A recorrente, ao alegar que se limitou a replicar informações previamente divulgadas pela imprensa, não se exime da responsabilidade pela mensagem veiculada, especialmente porque adotou tom afirmativo e conclusivo ao atribuir ao recorrido a conduta de não prestar socorro, extrapolando o mero exercício de opinião. Ao permitir o livre debate de ideias, a legislação eleitoral veda expressamente a disseminação de conteúdos caluniosos ou difamatórios que possam ofender a honra e interferir no equilíbrio do pleito, conforme preveem o art. 57-D da Lei nº 9.504/97 e o art. 9º-C da Resolução TSE nº 23.610/19.

Considero que para a divulgação de propaganda eleitoral negativa na internet, com pedido de não voto, é necessário verificar a presença de elementos que permitam concluir, com razoável segurança, pela fidedignidade da informação, sujeitando-se às sanções legais as pessoas responsáveis pela veiculação de fatos inverídicos e ofensivos, sem prejuízo de eventual responsabilidade penal.

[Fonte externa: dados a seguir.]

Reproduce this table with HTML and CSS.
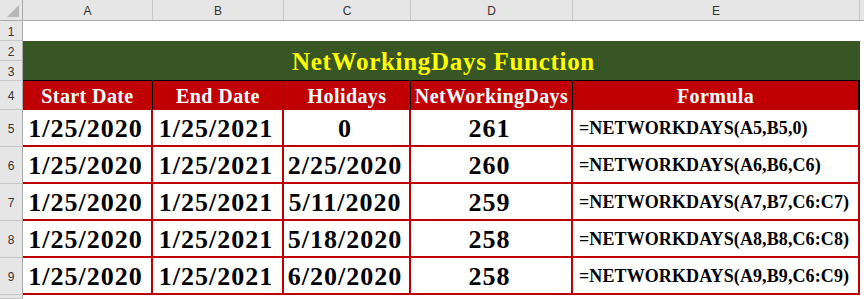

Com esses fundamentos, concluo pelo provimento parcial do recurso para considerar a representação procedente somente no que pertine à afirmação de que o candidato não prestou socorro.

Por fim, verifico que a condenação imposta pela sentença foi fixada no patamar mínimo legal, consistente na aplicação de multa de R$ 5.000,00, mostrando-se razoável, adequada e proporcional à gravidade da infração. O valor da multa está em consonância com o disposto no art. 30, § 1º, da Resolução TSE nº 23.610/19, e busca cumprir sua finalidade pedagógica e inibitória, desestimulando a prática de condutas semelhantes no curso do processo eleitoral.

Com esses fundamentos, VOTO pelo provimento parcial do recurso interposto para considerar irregular a propaganda somente no que se refere à afirmação de que o candidato não prestou socorro, mantendo a multa fixada na sentença, nos termos da fundamentação.